Hovsepyan is one of Armenia’s most prominent officials and received
support from politicians, businessmen and public servants. Each group
of a thousand people had its leader, who was responsible for bringing
people to the dance and supplying food, water, and transport.

The main committee, named Shurjpar and headed by Hovsepyan, resembled
a campaign headquarters, with expensive cars outside and emotional
discussions inside about who would transport how many people to the
mountain. Businessmen and government officials transported their own
employees. This level of organisation naturally aroused suspicions
that the dance had a hidden agenda.

“Shurjpar is being organised by the people who want to show that
they are able to organise events at a state level,” said lawyer Haik
Tovmasian. “They are ‘showing their muscles’.”

The Armenian capital virtually came to a halt on May 28 as most of
the public transport vehicles were taking dancers to Aragats and
taxis were hard to come by.

Student Arsen Kharatian, who did not take part in the Aragats dance,
was not impressed saying, “It’s unacceptable that state funds are
used to implement an idea like this. The main aim is to ensure a
large number of participants. It would perhaps be best to describe
this event as a compulsory celebration.”

Despite such criticisms, chief prosecutor Aghvan Hovsepyan said
immediately after the dance that everything had been wonderful, “Nature
helped me, God helped me, everything was excellent and beautiful.

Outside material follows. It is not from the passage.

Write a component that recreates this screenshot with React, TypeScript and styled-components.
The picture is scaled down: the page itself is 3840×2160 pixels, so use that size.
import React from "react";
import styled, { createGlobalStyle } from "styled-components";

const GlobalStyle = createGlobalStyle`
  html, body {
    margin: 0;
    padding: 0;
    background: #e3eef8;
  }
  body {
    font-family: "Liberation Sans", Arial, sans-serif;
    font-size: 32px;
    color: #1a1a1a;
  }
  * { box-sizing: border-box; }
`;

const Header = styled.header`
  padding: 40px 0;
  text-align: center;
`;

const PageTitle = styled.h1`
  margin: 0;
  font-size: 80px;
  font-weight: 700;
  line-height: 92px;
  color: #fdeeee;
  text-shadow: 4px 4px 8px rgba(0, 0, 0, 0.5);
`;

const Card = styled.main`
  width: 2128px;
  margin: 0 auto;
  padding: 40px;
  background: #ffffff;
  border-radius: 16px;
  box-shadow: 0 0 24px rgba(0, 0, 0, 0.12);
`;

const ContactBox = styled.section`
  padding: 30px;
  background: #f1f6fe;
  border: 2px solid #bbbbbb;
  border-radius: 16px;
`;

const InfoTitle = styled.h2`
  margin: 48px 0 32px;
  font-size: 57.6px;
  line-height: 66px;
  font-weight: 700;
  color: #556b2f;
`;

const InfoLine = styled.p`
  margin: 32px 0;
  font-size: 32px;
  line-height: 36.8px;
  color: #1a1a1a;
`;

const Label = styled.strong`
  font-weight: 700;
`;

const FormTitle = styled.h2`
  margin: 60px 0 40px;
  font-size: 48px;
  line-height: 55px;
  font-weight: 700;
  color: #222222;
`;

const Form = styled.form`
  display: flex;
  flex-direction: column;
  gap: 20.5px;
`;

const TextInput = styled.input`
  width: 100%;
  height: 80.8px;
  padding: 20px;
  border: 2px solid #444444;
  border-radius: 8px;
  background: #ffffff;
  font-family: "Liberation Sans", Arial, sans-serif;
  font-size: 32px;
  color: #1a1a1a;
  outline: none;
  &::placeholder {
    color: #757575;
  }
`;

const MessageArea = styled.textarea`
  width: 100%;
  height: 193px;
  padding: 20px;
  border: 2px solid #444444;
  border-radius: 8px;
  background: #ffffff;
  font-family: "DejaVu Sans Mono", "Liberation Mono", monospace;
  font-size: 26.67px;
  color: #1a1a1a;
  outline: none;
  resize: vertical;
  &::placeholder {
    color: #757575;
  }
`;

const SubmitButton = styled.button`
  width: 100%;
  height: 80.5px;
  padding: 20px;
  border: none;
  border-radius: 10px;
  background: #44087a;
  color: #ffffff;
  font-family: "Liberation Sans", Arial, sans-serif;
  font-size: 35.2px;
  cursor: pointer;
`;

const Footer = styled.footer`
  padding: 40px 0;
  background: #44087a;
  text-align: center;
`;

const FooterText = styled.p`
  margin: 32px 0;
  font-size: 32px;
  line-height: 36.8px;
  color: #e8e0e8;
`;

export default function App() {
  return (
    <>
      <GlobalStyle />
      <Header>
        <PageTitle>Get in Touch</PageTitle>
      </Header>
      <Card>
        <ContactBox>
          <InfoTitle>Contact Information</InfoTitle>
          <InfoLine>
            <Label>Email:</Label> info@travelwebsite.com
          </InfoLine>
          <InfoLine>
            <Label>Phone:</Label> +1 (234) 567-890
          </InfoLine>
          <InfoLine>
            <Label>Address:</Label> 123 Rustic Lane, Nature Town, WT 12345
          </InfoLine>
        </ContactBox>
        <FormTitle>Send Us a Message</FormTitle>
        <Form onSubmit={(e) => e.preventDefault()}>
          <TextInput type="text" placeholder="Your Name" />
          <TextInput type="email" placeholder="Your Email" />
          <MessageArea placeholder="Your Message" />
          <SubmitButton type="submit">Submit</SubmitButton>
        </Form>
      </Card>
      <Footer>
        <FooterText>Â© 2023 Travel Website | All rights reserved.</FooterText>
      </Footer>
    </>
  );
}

“I am so full of emotion that I do not even know what to think about.
I invite you to Shurjpar next year.”

Everyday reality returned all too quickly. On his way back from Aparan,
a car driver took a look at the heaps of rubbish on the mountainside
and remarked bitterly, “The Armenians have been here.”

One peasant from Aparan, a short old man with a wrinkled and sunburned
face, shouted out “What are you doing?” as expensive cars moved across
a ploughed field to beat the traffic jams. He had a wooden stick in his
hand and beat the sides of the vehicles with it as they bumped past.

Gegham Vardanian is a journalist with Internews in Yerevan.